Greg Huebner - Creation of a Painting
I begin to introduce line to the composition. What I am paying
particular attention to at this stage is to develop as great a variety
of line - shape, movement and density as possible. I have a general idea
of the direction and perhaps the density of the line I would like, but
the line is affected by the speed of the stroke, the amount of paint the
brush carries, the distance the paint is carried and the amount of
pressure I apply.
At this point, those first thoughts of form, gesture, line, and color
become engulfed in other responses and layers of other relationships so
now I am responding completely to what is happening on the surface
rather than to any pre-planned composition.
My canvas is a stage upon which my actors - color, line, texture, shape,
space, and gesture - act without a script, constantly improvising with
each other until the second act, when the director, who would be me,
directs them into relationships that begin to reveal clarity and focus
for the common good.
From this point on painting is a constant evaluation of what I just did
and assessing it in terms of its surroundings on the micro and macro
level. As adjacent areas develop, previous painted areas may remain or
require complete reworking until the elements of the composition begin
to create unity and balance.
Abstract painting is about love, birth, death, and all the great
ecstatic experiences of being human. It is like those first wild marks
we make as a child, which announces to the world, "I am here!" You don't
have to paint a figure to express human feelings. When I paint I am
organizing moments of feelings and these moments of feelings become
issues of color, light, shape, airiness, weight, lyricism, violence, etc.
Art comes from deep within our mind and soul, from the meeting place of
the reasoned, the felt, and the observed, where knowledge becomes true
understanding. A place where thought and feeling ferments, sometimes for
years, turning concepts and our felt response to them into something
that must be released and made visible.
I feel there is too m uch yellow in the composition so I begin to paint
over sevearl of the yellow areas with white to break up the yellow forms
and try to unite them to a greater degree with the white forms. I over
paint these yellow areas with a gestural application, which allows me to
have some yellow break through the top white coat and also to introduce
some white strokes to balance the many black strokes throughout the
composition.
In these final stages of the painting I look for areas where I need to
strengthen the blacks or add a new black line. Then touch-up some whites
and lastly strengthen the bright cadmium yellow medium where needed to
add some intensity in areas that have become too subtle.
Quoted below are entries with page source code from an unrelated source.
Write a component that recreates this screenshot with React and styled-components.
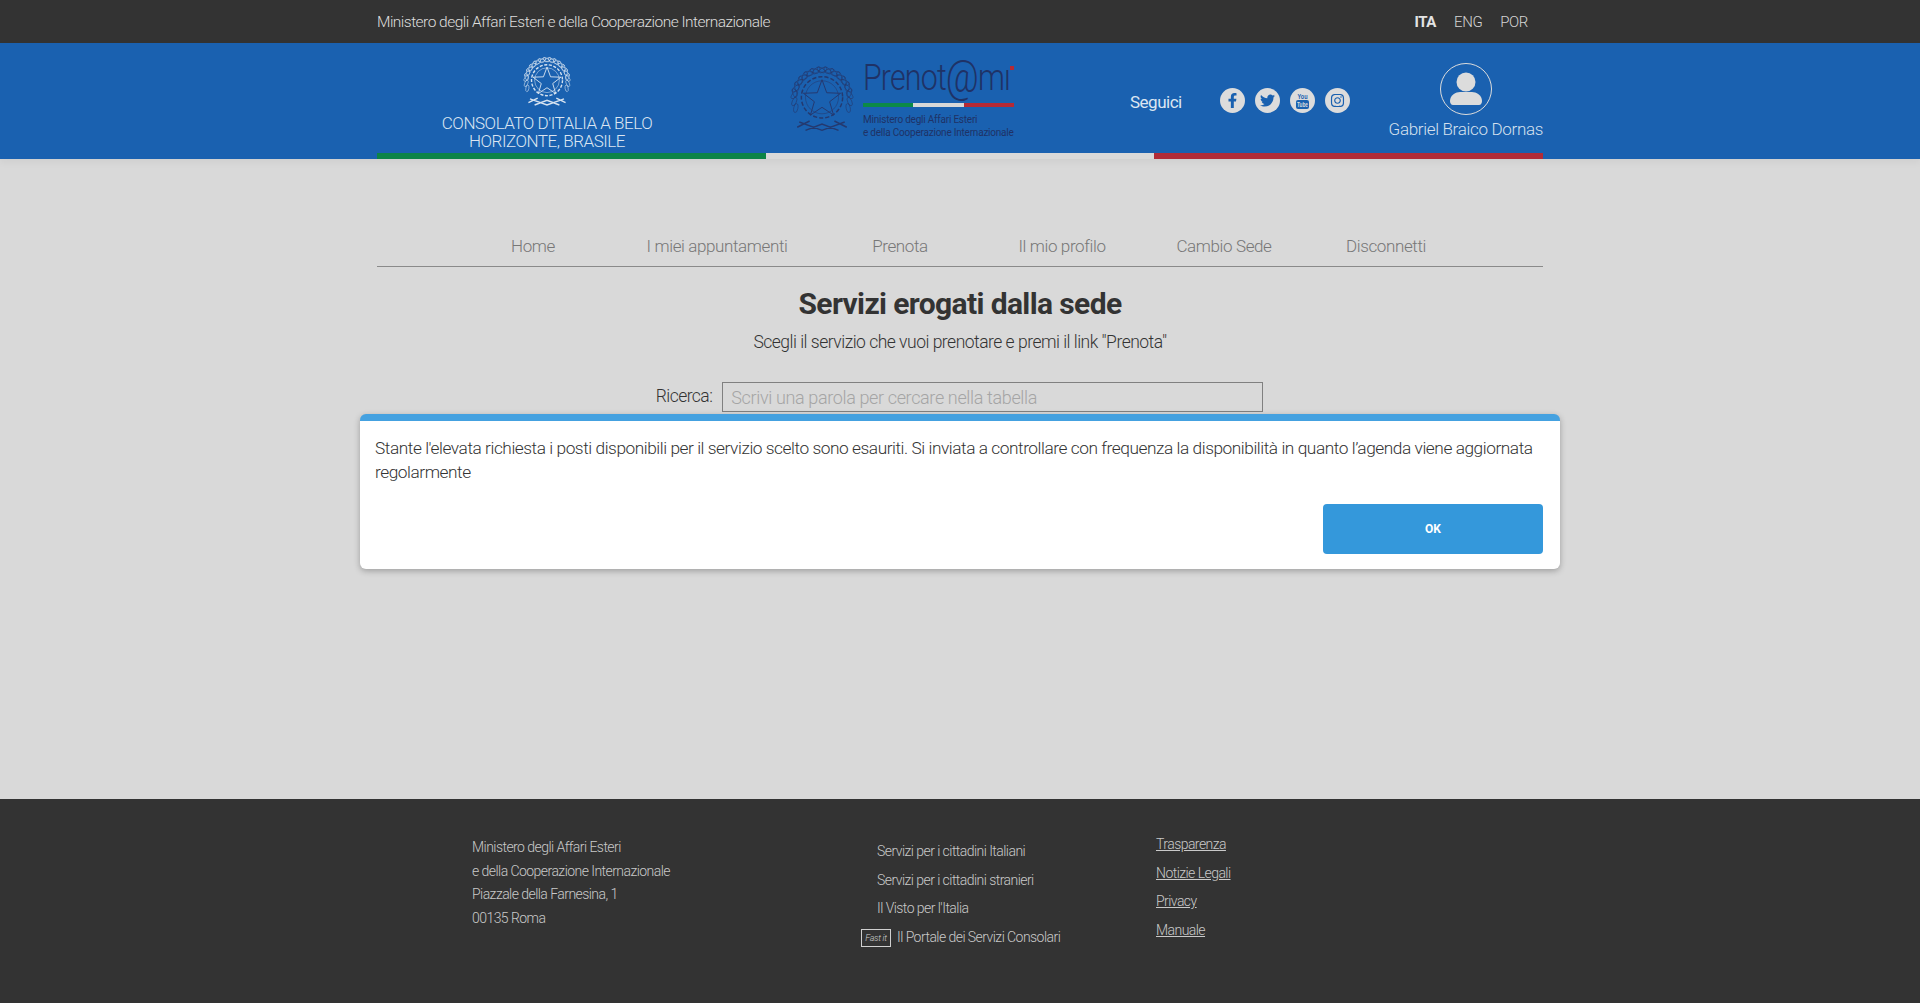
import React from "react";
import styled, { createGlobalStyle } from "styled-components";
import { FaFacebookF, FaTwitter, FaInstagram } from "react-icons/fa";

const FONT = `Roboto, "Open Sans", "Liberation Sans", sans-serif`;

const Global = createGlobalStyle`
  html, body { margin: 0; padding: 0; background: #d9d9d9; }
  body { font-family: ${FONT}; font-weight: 300; overflow: hidden; }
  * { box-sizing: border-box; }
`;

const Page = styled.div`
  position: relative;
  min-height: 1003px;
  display: flex;
  flex-direction: column;
`;
const Wrap = styled.div`
  width: 1166px;
  margin: 0 auto;
  display: flex;
  align-items: center;
`;
const TopBar = styled.div`
  height: 43px;
  background: #333;
  color: #ddd;
  font-size: 15.5px;
`;
const TopInner = styled(Wrap)`
  height: 43px;
  justify-content: space-between;
`;
const MinistryName = styled.span`
  letter-spacing: -0.52px;
`;
const Langs = styled.div`
  display: flex;
  gap: 18px;
  padding-right: 15px;
  font-size: 15px;
  letter-spacing: -0.4px;
`;
const Lang = styled.span`
  font-weight: ${(p) => (p.$active ? 700 : 300)};
  color: ${(p) => (p.$active ? "#e4e4e4" : "#d5d5d5")};
`;
const Header = styled.header`
  position: relative;
  height: 116px;
  background: #1a61b0;
  box-shadow: 0 3px 8px rgba(0, 0, 0, 0.05);
`;
const HeaderWrap = styled.div`
  width: 1166px;
  height: 116px;
  margin: 0 auto;
  display: flex;
  flex-direction: column;
`;
const HeaderRow = styled.div`
  height: 110px;
  display: flex;
`;
const Stripe = styled.div`
  height: 6px;
  display: flex;
`;
const StripeBit = styled.div`
  flex: 1;
  background: ${(p) => p.$c};
`;
const Consulate = styled.div`
  width: 340px;
  padding-top: 13px;
  display: flex;
  flex-direction: column;
  align-items: center;
  color: #dce6f2;
`;
const ConsulateName = styled.div`
  width: 230px;
  margin-top: 6px;
  font-size: 17px;
  line-height: 18px;
  text-align: center;
  letter-spacing: -0.47px;
`;
const LogoBlock = styled.div`
  margin-left: 73px;
  width: 224px;
  padding-top: 22px;
  display: flex;
  gap: 9px;
  align-items: flex-start;
`;
const LogoText = styled.div`
  display: flex;
  flex-direction: column;
  width: 151px;
  margin-top: -7px;
  color: #1f3266;
`;
const LogoWord = styled.div`
  width: max-content;
  font-size: 37px;
  line-height: 40px;
  font-weight: 300;
  letter-spacing: -1px;
  white-space: nowrap;
  transform: scaleX(0.82);
  transform-origin: left center;
`;
const LogoAt = styled.span`
  font-size: 44px;
  line-height: 0;
  vertical-align: -2px;
`;
const LogoDot = styled.span`
  position: absolute;
  left: 147px;
  top: 8px;
  width: 4px;
  height: 4px;
  background: #b52a35;
`;
const LogoHead = styled.div`
  position: relative;
  height: 40px;
`;
const LogoStripe = styled.div`
  display: flex;
  height: 4px;
  margin-top: 5px;
`;
const LogoSmall = styled.div`
  font-size: 10px;
  line-height: 13px;
  font-weight: 400;
  letter-spacing: -0.22px;
  white-space: nowrap;
`;
const LogoSmallGroup = styled.div`
  margin-top: 6px;
`;
const Follow = styled.div`
  margin-left: 116px;
  width: 90px;
  padding-top: 49px;
  font-size: 17px;
  font-weight: 400;
  letter-spacing: -0.5px;
  color: #dce6f2;
`;
const Socials = styled.div`
  display: flex;
  gap: 10px;
  padding-top: 45px;
`;
const SocialDot = styled.span`
  width: 25px;
  height: 25px;
  border-radius: 50%;
  background: #dcdcdc;
  color: #1a61b0;
  display: flex;
  align-items: center;
  justify-content: center;
  font-size: 15px;
`;
const Profile = styled.div`
  margin-left: auto;
  padding-top: 20px;
  display: flex;
  flex-direction: column;
  align-items: center;
  color: #d5e0ee;
`;
const Avatar = styled.div`
  width: 52px;
  height: 52px;
  border: 1px solid #dcdcdc;
  border-radius: 50%;
  display: flex;
  align-items: center;
  justify-content: center;
`;
const ProfileName = styled.div`
  margin-top: 4px;
  font-size: 17px;
  line-height: 20px;
  letter-spacing: -0.32px;
  white-space: nowrap;
`;
const Main = styled.main`
  flex: 1;
  display: flex;
  flex-direction: column;
  align-items: center;
`;
const Nav = styled.nav`
  width: 1166px;
  margin-top: 74px;
  height: 34px;
  padding-left: 66px;
  display: flex;
  border-bottom: 1px solid #8a8a8a;
`;
const NavItem = styled.a`
  width: ${(p) => p.$w}px;
  text-align: center;
  font-size: 17px;
  line-height: 26px;
  letter-spacing: -0.38px;
  color: #777;
`;
const Title = styled.h1`
  margin: 17px 0 0;
  font-size: 30px;
  line-height: 40px;
  font-weight: 700;
  letter-spacing: -0.62px;
  color: #333;
`;
const Subtitle = styled.p`
  margin: 6px 0 0;
  font-size: 17.5px;
  line-height: 24px;
  letter-spacing: -0.5px;
  color: #333;
`;
const Search = styled.div`
  display: flex;
  align-items: center;
  gap: 10px;
  margin: 28px 0 0;
  padding-right: 1px;
  font-size: 17.5px;
  letter-spacing: -0.55px;
  color: #333;
`;
const SearchLabel = styled.span`
  margin-top: -2px;
`;
const SearchInput = styled.div`
  width: 541px;
  height: 30px;
  border: 1px solid #808080;
  padding: 0 8px;
  font-size: 18px;
  line-height: 29px;
  letter-spacing: -0.36px;
  color: #a5a5a5;
`;
const Modal = styled.div`
  position: absolute;
  left: 360px;
  top: 414px;
  width: 1200px;
  height: 155px;
  background: #fff;
  border-top: 7px solid #44a1e0;
  border-radius: 6px;
  box-shadow: 0 2px 6px rgba(0, 0, 0, 0.28);
  padding: 15px 15px 0;
  display: flex;
  flex-direction: column;
`;
const ModalText = styled.p`
  margin: 0;
  font-size: 17.3px;
  line-height: 24px;
  letter-spacing: -0.45px;
  color: #333;
`;
const OkButton = styled.button`
  position: absolute;
  right: 17px;
  bottom: 15px;
  width: 220px;
  height: 50px;
  border: 0;
  border-radius: 4px;
  background: #3498db;
  color: #fff;
  font-family: ${FONT};
  font-weight: 700;
  font-size: 12px;
`;
const Footer = styled.footer`
  height: 204px;
  background: #333;
  color: #c9c9c9;
  font-size: 14px;
  letter-spacing: -0.55px;
`;
const FooterInner = styled.div`
  width: 1166px;
  margin: 0 auto;
  display: flex;
`;
const Address = styled.div`
  width: 405px;
  margin-left: 95px;
  padding-top: 37px;
  line-height: 23.5px;
`;
const Services = styled.div`
  width: 279px;
  padding-top: 40px;
  display: flex;
  flex-direction: column;
`;
const ServiceRow = styled.div`
  height: 28.7px;
  line-height: 24px;
  display: flex;
  align-items: flex-start;
  margin-left: ${(p) => (p.$fast ? "-16px" : 0)};
`;
const FastBadge = styled.span`
  width: 30px;
  height: 18px;
  margin: 4px 6px 0 0;
  border: 1px solid #d0d0d0;
  font-size: 9px;
  font-style: italic;
  line-height: 16px;
  letter-spacing: -0.3px;
  text-align: center;
  color: #d0d0d0;
`;
const Legal = styled.div`
  padding-top: 33px;
  display: flex;
  flex-direction: column;
`;
const LegalLink = styled.a`
  height: 28.7px;
  line-height: 24px;
  text-decoration: underline;
  color: #c9c9c9;
`;

const Emblem = ({ color, size, strokeW = 1 }) => {
  const leaves = [];
  for (let i = 0; i < 15; i++) {
    const a = (200 - i * 13.5) * (Math.PI / 180);
    const r = 27;
    [1, -1].forEach((s) => {
      const x = 32 + s * Math.cos(a) * r;
      const y = 33 - Math.sin(a) * r * 1.02;
      leaves.push(
        <ellipse
          key={`${i}${s}`}
          cx={x}
          cy={y}
          rx="2"
          ry="4.4"
          fill="none"
          stroke={color}
          strokeWidth={strokeW * 0.7}
          transform={`rotate(${s * (i * 13.5 + 10)} ${x} ${y})`}
        />
      );
    });
  }
  return (
    <svg width={size} height={size * 1.09} viewBox="1 1 62 67" fill="none">
      {leaves}
      <circle cx="32" cy="32" r="20" stroke={color} strokeWidth={strokeW * 1.8} strokeDasharray="4 2" />
      <circle cx="32" cy="32" r="16" stroke={color} strokeWidth={strokeW * 0.7} />
      <path
        d="M32 15l4.6 12.6 13.4.5-10.600 8.200 3.800 12.900-11.200-7.500-11.200 7.500 3.800-12.900L14 28.100l13.400-.5z"
        stroke={color}
        strokeWidth={strokeW * 1.2}
      />
      <path
        d="M10 56l22 8 22-8M8 61l12-6M56 61l-12-6M16 64l16-6 16 6"
        stroke={color}
        strokeWidth={strokeW * 1.8}
      />
    </svg>
  );
};

const YoutubeIcon = () => (
  <svg width="25" height="25" viewBox="0 0 25 25">
    <text x="12.500" y="11" textAnchor="middle" fontSize="8" fontWeight="700" fontFamily="Liberation Sans, sans-serif" fill="#1a61b0" textLength="10" lengthAdjust="spacingAndGlyphs">You</text>
    <rect x="6" y="12" width="13" height="9" rx="2" fill="#1a61b0" />
    <text x="12.500" y="19.200" textAnchor="middle" fontSize="7" fontWeight="700" fontFamily="Liberation Sans, sans-serif" fill="#dcdcdc" textLength="11" lengthAdjust="spacingAndGlyphs">Tube</text>
  </svg>
);

const UserIcon = () => (
  <svg width="34" height="34" viewBox="0 0 34 34" fill="#dcdcdc">
    <circle cx="17" cy="10" r="9.500" />
    <path d="M1 29c0-6 6-9 10-9h12c4 0 10 3 10 9 0 2-1 4-3 4H4c-2 0-3-2-3-4z" />
  </svg>
);

const navItems = [
  ["Home", 180],
  ["I miei appuntamenti", 188],
  ["Prenota", 178],
  ["Il mio profilo", 146],
  ["Cambio Sede", 178],
  ["Disconnetti", 146],
];

export default function App() {
  return (
    <Page>
      <Global />
      <TopBar>
        <TopInner>
          <MinistryName>Ministero degli Affari Esteri e della Cooperazione Internazionale</MinistryName>
          <Langs>
            <Lang $active>ITA</Lang>
            <Lang>ENG</Lang>
            <Lang>POR</Lang>
          </Langs>
        </TopInner>
      </TopBar>
      <Header>
        <HeaderWrap>
          <HeaderRow>
            <Consulate>
              <Emblem color="#d5e2f0" size={48} />
              <ConsulateName>CONSOLATO D'ITALIA A BELO HORIZONTE, BRASILE</ConsulateName>
            </Consulate>
            <LogoBlock>
              <Emblem color="#24396f" size={64} strokeW={0.8} />
              <LogoText>
                <LogoHead>
                  <LogoWord>Prenot<LogoAt>@</LogoAt>mı</LogoWord>
                  <LogoDot />
                </LogoHead>
                <LogoStripe>
                  <StripeBit $c="#0c8a47" />
                  <StripeBit $c="#d8d8d8" />
                  <StripeBit $c="#b52a35" />
                </LogoStripe>
                <LogoSmallGroup>
                  <LogoSmall>Ministero degli Affari Esteri</LogoSmall>
                  <LogoSmall>e della Cooperazione Internazionale</LogoSmall>
                </LogoSmallGroup>
              </LogoText>
            </LogoBlock>
            <Follow>Seguici</Follow>
            <Socials>
              <SocialDot><FaFacebookF /></SocialDot>
              <SocialDot><FaTwitter /></SocialDot>
              <SocialDot><YoutubeIcon /></SocialDot>
              <SocialDot><FaInstagram /></SocialDot>
            </Socials>
            <Profile>
              <Avatar><UserIcon /></Avatar>
              <ProfileName>Gabriel Braico Dornas</ProfileName>
            </Profile>
          </HeaderRow>
          <Stripe>
            <StripeBit $c="#0c8447" />
            <StripeBit $c="#d9d9d9" />
            <StripeBit $c="#b12c38" />
          </Stripe>
        </HeaderWrap>
      </Header>
      <Main>
        <Nav>
          {navItems.map(([label, w]) => (
            <NavItem key={label} $w={w}>{label}</NavItem>
          ))}
        </Nav>
        <Title>Servizi erogati dalla sede</Title>
        <Subtitle>Scegli il servizio che vuoi prenotare e premi il link "Prenota"</Subtitle>
        <Search>
          <SearchLabel>Ricerca:</SearchLabel>
          <SearchInput>Scrivi una parola per cercare nella tabella</SearchInput>
        </Search>
      </Main>
      <Footer>
        <FooterInner>
          <Address>
            Ministero degli Affari Esteri<br />
            e della Cooperazione Internazionale<br />
            Piazzale della Farnesina, 1<br />
            00135 Roma
          </Address>
          <Services>
            <ServiceRow>Servizi per i cittadini Italiani</ServiceRow>
            <ServiceRow>Servizi per i cittadini stranieri</ServiceRow>
            <ServiceRow>Il Visto per l'Italia</ServiceRow>
            <ServiceRow $fast><FastBadge>Fast it</FastBadge>Il Portale dei Servizi Consolari</ServiceRow>
          </Services>
          <Legal>
            <LegalLink>Trasparenza</LegalLink>
            <LegalLink>Notizie Legali</LegalLink>
            <LegalLink>Privacy</LegalLink>
            <LegalLink>Manuale</LegalLink>
          </Legal>
        </FooterInner>
      </Footer>
      <Modal>
        <ModalText>
          Stante l'elevata richiesta i posti disponibili per il servizio scelto sono esauriti. Si inviata a controllare con frequenza la disponibilità in quanto l’agenda viene aggiornata regolarmente
        </ModalText>
        <OkButton>OK</OkButton>
      </Modal>
    </Page>
  );
}
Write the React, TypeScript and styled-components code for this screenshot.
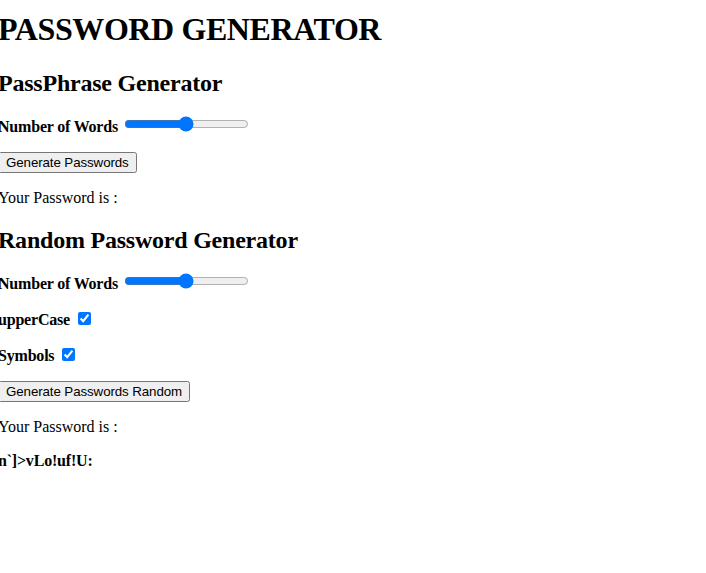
import React, { useState } from "react";
import styled, { createGlobalStyle } from "styled-components";

const GlobalStyle = createGlobalStyle`
  body {
    margin: 0;
    font-family: "Liberation Serif", "Times New Roman", serif;
    background: #fff;
    color: #000;
  }
`;

export default function App() {
  const [words, setWords] = useState(50);
  const [randomWords, setRandomWords] = useState(50);
  const [upperCase, setUpperCase] = useState(true);
  const [symbols, setSymbols] = useState(true);

  return (
    <Page>
      <GlobalStyle />
      <Title>PASSWORD GENERATOR</Title>

      <SectionTitle>PassPhrase Generator</SectionTitle>
      <Row>
        <Label>Number of Words</Label> <Range type="range" value={words} onChange={(e) => setWords(Number(e.target.value))} />
      </Row>
      <Row>
        <Button>Generate Passwords</Button>
      </Row>
      <Row>Your Password is :</Row>

      <SectionTitle>Random Password Generator</SectionTitle>
      <Row>
        <Label>Number of Words</Label> <Range type="range" value={randomWords} onChange={(e) => setRandomWords(Number(e.target.value))} />
      </Row>
      <Row>
        <Label>upperCase</Label> <Check type="checkbox" checked={upperCase} onChange={() => setUpperCase(!upperCase)} />
      </Row>
      <Row>
        <Label>Symbols</Label> <Check type="checkbox" checked={symbols} onChange={() => setSymbols(!symbols)} />
      </Row>
      <Row>
        <Button>Generate Passwords Random</Button>
      </Row>
      <Row>Your Password is :</Row>
      <Row>
        <Label>n`]&gt;vLo!uf!U:</Label>
      </Row>
    </Page>
  );
}

const Page = styled.div`
  margin-left: -2px;
`;

const Title = styled.h1`
  font-size: 32px;
  font-weight: bold;
  letter-spacing: -0.4px;
  margin: 11px 0 22px;
`;

const SectionTitle = styled.h2`
  font-size: 24px;
  font-weight: bold;
  letter-spacing: -0.22px;
  margin: 20px 0 19px;
`;

const Row = styled.p`
  font-size: 16px;
  margin: 16px 0;
`;

const Label = styled.label`
  font-weight: bold;
  letter-spacing: -0.2px;
`;

const Range = styled.input`
  margin: 0 2px;
  width: 125px;
`;

const Check = styled.input`
  margin: 3px 3px 2px 4px;
`;

const Button = styled.button`
  font-family: "Liberation Sans", Arial, sans-serif;
  font-size: 13.33px;
  letter-spacing: -0.1px;
`;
Over the next day or two I will examine every inch of the painting
section by section to make certain the composition is balanced, unified,
and most importantly, that it "makes visible the unseen" as I had hoped
it would 42 days earlier.
Last summer I was watching a PBS special on one of my favorite R&B, Soul
singers, the late Marvin Gay. During the program there was a taped
interview from the 1970s where Marvin said, "My music is my story. I
don't know if it is an important story or a valuable story, but it my
story." The same can be said of my paintings.